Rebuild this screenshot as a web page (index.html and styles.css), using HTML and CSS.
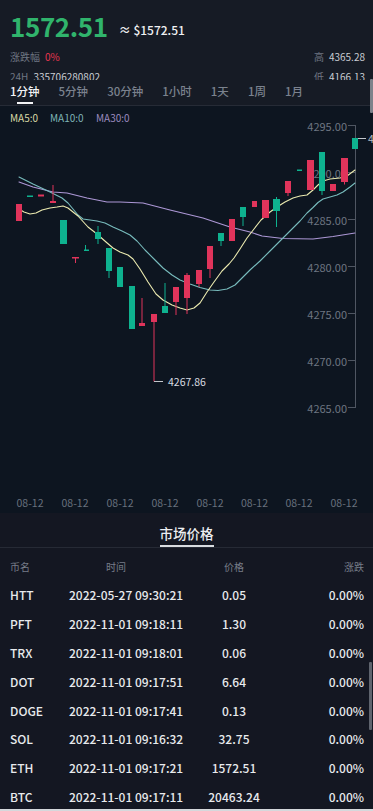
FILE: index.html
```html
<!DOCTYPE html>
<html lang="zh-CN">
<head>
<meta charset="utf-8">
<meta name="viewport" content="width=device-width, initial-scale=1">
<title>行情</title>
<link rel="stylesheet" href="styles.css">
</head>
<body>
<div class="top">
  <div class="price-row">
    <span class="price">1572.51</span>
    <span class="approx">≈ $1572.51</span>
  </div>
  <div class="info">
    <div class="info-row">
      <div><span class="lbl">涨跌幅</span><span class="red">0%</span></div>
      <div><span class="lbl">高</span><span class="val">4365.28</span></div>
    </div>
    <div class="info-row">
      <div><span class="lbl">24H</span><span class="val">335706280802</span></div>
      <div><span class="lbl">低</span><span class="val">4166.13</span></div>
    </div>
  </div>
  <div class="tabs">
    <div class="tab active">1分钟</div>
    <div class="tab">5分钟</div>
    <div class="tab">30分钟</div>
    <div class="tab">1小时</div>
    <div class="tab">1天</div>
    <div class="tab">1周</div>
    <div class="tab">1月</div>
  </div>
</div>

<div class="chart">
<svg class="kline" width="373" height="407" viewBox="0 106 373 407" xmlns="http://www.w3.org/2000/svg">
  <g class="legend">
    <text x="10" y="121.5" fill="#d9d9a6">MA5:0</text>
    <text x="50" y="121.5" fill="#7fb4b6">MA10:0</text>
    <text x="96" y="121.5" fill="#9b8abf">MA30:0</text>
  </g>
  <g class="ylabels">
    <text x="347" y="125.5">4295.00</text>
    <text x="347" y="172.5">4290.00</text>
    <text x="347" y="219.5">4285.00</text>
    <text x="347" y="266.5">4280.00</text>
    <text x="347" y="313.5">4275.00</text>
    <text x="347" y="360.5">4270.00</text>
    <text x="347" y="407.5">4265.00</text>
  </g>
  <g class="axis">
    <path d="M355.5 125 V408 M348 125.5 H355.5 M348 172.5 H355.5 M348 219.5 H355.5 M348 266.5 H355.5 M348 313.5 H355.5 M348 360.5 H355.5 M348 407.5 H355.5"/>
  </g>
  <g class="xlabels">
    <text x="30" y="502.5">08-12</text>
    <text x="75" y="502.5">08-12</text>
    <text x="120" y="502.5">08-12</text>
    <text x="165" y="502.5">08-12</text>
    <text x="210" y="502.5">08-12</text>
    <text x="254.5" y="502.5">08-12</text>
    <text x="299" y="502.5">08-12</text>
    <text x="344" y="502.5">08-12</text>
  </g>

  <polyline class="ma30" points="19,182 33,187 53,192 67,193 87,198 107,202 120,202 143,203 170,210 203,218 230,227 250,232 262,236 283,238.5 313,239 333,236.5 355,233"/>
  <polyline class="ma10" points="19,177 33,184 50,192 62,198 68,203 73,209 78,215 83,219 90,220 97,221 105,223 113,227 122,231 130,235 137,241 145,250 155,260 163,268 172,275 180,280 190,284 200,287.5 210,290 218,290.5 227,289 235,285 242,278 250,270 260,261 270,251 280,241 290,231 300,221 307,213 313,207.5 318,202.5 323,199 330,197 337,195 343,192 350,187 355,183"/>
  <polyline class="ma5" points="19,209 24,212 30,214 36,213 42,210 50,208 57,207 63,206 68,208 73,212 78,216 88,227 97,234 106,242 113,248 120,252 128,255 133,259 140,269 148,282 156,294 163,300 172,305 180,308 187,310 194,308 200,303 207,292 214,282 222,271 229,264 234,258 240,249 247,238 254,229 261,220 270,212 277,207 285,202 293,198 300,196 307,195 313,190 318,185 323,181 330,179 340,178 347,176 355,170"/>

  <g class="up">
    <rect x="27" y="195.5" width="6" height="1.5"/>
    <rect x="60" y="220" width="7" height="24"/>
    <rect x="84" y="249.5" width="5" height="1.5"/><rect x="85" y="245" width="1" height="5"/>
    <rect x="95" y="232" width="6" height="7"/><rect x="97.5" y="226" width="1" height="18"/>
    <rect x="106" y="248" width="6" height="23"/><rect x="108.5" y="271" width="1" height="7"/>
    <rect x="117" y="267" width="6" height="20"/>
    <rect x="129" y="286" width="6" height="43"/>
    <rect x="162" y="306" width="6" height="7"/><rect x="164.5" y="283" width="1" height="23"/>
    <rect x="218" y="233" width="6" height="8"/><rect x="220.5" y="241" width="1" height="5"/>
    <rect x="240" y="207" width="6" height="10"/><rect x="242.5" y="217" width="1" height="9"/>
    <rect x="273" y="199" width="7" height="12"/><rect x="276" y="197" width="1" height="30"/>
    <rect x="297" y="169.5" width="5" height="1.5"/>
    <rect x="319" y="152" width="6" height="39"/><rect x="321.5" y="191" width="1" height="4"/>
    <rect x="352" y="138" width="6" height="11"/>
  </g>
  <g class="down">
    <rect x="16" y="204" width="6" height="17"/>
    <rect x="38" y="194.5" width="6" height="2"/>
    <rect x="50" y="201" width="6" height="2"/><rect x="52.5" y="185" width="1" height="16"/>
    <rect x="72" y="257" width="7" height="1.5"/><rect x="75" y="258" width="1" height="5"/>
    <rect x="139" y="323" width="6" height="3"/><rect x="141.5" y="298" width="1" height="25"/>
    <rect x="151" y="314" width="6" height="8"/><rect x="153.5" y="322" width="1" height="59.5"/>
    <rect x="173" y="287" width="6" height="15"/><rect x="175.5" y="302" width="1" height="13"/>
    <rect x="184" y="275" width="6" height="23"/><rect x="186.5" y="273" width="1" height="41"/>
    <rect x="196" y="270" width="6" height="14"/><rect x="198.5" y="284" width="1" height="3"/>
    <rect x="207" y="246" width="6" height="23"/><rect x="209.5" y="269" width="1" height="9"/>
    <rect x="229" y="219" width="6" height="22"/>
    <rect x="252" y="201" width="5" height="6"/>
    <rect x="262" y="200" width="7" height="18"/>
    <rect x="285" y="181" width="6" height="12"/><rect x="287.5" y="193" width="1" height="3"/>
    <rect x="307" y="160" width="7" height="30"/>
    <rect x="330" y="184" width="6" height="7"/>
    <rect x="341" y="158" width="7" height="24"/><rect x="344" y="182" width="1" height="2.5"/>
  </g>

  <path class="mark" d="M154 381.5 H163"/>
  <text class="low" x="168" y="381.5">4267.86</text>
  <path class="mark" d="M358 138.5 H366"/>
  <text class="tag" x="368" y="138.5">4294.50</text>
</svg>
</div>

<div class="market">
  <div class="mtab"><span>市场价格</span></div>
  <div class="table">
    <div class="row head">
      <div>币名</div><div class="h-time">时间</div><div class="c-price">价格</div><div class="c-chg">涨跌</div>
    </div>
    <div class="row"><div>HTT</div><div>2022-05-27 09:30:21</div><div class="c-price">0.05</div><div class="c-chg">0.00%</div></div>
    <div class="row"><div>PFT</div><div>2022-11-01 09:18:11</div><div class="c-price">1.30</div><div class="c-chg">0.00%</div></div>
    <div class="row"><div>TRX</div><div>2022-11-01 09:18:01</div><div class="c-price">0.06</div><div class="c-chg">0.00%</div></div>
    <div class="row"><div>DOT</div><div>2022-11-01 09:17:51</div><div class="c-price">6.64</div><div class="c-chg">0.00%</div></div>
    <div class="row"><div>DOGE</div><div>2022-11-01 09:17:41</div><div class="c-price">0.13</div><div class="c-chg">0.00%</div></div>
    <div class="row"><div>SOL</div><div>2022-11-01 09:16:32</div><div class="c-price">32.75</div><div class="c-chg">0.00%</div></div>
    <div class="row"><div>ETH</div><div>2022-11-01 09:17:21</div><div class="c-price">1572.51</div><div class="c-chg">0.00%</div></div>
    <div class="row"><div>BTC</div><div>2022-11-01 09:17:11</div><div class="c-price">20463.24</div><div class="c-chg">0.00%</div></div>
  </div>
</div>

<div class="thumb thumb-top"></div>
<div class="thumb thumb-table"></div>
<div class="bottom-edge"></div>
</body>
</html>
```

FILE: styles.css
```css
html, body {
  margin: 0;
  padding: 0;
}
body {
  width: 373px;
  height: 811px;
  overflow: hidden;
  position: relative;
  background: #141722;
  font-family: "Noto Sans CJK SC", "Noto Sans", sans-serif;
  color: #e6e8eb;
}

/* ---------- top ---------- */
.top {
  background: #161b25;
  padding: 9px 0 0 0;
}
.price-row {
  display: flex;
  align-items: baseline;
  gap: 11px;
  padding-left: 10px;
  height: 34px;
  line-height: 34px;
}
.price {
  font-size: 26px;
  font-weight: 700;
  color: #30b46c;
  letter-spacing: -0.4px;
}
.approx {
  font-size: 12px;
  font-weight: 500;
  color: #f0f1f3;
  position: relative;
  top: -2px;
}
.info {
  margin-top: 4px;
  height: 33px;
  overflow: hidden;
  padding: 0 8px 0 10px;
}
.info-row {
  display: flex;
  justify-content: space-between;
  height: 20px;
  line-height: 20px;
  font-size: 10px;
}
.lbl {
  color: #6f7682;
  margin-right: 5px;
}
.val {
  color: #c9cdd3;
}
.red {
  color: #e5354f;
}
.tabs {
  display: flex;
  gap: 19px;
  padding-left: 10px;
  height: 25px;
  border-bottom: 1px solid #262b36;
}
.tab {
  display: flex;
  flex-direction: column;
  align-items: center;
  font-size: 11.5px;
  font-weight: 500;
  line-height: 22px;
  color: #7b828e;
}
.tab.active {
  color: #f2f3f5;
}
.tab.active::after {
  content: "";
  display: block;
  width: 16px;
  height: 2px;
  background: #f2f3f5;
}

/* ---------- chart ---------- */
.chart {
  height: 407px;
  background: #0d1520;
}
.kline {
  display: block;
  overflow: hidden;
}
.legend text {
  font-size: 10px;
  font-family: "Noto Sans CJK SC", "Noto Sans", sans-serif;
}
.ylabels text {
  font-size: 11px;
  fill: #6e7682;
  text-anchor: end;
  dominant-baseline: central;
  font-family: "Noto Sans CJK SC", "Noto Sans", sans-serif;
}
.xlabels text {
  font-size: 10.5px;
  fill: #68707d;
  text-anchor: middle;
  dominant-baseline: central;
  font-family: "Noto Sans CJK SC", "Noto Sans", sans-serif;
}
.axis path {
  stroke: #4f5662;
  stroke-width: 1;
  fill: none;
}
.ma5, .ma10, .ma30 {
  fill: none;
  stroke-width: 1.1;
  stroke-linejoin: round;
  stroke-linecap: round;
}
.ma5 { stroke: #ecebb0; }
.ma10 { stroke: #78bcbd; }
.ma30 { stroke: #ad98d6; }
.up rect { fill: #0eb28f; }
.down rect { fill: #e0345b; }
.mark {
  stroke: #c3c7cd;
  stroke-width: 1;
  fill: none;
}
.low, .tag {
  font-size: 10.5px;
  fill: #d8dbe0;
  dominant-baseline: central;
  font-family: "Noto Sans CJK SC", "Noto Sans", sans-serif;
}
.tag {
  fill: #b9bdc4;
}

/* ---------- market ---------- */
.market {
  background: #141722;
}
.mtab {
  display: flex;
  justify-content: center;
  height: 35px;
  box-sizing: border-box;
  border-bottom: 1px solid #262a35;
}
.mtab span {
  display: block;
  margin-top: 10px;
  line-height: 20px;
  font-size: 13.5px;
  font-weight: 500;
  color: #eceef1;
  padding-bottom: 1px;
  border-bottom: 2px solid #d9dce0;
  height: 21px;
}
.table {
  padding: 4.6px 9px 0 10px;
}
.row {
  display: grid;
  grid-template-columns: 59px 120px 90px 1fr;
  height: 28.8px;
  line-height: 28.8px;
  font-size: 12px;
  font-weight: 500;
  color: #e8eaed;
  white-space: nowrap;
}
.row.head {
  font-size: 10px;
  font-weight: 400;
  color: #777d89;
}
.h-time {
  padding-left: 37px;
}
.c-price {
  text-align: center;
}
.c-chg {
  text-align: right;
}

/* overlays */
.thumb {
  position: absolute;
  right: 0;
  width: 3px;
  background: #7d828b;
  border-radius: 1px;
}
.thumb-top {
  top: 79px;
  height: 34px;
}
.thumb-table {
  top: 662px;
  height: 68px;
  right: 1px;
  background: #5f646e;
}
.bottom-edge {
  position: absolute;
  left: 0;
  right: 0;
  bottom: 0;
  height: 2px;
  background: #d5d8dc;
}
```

:: PROBLEM REQUIREMENTS ::
Tally the lines above that contain the word "index", and reply with only the number.

:: TASK OUTPUT ::
2